→ Set problem
For each line of the data below that holds "styles", copy the line.

→ Dataset section
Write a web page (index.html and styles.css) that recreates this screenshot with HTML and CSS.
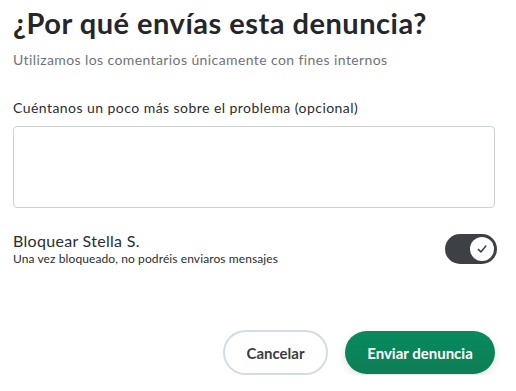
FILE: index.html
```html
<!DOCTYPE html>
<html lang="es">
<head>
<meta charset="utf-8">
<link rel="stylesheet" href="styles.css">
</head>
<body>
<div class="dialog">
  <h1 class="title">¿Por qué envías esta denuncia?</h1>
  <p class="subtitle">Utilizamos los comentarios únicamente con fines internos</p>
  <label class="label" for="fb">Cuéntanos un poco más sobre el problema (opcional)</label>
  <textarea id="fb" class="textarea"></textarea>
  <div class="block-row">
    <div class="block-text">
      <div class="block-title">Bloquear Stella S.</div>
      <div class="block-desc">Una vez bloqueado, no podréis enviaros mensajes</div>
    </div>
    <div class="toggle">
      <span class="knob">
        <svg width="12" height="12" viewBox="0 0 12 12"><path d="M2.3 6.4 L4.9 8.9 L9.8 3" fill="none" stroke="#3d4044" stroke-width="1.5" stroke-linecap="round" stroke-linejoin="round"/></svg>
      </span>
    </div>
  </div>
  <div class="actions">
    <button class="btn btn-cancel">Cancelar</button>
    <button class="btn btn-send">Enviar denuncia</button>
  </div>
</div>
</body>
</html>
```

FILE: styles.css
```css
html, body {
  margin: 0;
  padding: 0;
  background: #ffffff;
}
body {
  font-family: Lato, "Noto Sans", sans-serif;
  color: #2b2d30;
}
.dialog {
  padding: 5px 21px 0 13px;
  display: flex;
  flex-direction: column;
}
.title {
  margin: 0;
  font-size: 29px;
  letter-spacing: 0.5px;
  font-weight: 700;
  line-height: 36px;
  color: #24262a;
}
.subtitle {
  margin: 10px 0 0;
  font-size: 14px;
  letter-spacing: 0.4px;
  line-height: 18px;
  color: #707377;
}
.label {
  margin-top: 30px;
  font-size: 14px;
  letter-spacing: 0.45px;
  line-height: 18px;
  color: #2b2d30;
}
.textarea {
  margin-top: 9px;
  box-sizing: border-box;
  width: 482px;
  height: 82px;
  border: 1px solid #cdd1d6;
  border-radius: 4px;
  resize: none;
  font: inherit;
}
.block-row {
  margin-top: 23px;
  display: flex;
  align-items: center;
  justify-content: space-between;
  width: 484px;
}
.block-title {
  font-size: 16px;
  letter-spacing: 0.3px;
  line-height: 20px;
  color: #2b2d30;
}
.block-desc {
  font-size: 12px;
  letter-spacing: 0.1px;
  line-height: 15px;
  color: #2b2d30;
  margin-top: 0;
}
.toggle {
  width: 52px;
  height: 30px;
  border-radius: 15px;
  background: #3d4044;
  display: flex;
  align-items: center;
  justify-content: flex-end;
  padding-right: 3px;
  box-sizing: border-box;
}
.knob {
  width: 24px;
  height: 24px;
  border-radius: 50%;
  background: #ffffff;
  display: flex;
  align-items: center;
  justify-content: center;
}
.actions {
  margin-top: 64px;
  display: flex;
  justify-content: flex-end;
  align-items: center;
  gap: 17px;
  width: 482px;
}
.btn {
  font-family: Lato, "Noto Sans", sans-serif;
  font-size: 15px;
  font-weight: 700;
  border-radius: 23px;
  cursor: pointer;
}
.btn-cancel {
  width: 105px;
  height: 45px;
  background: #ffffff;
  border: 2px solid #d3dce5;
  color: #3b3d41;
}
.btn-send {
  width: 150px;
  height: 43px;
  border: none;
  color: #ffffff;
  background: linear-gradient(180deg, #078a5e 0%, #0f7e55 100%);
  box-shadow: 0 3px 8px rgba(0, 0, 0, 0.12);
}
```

→ Full answer
Write a web page (index.html and styles.css) that recreates this screenshot with HTML and CSS.
<link rel="stylesheet" href="styles.css">
FILE: styles.css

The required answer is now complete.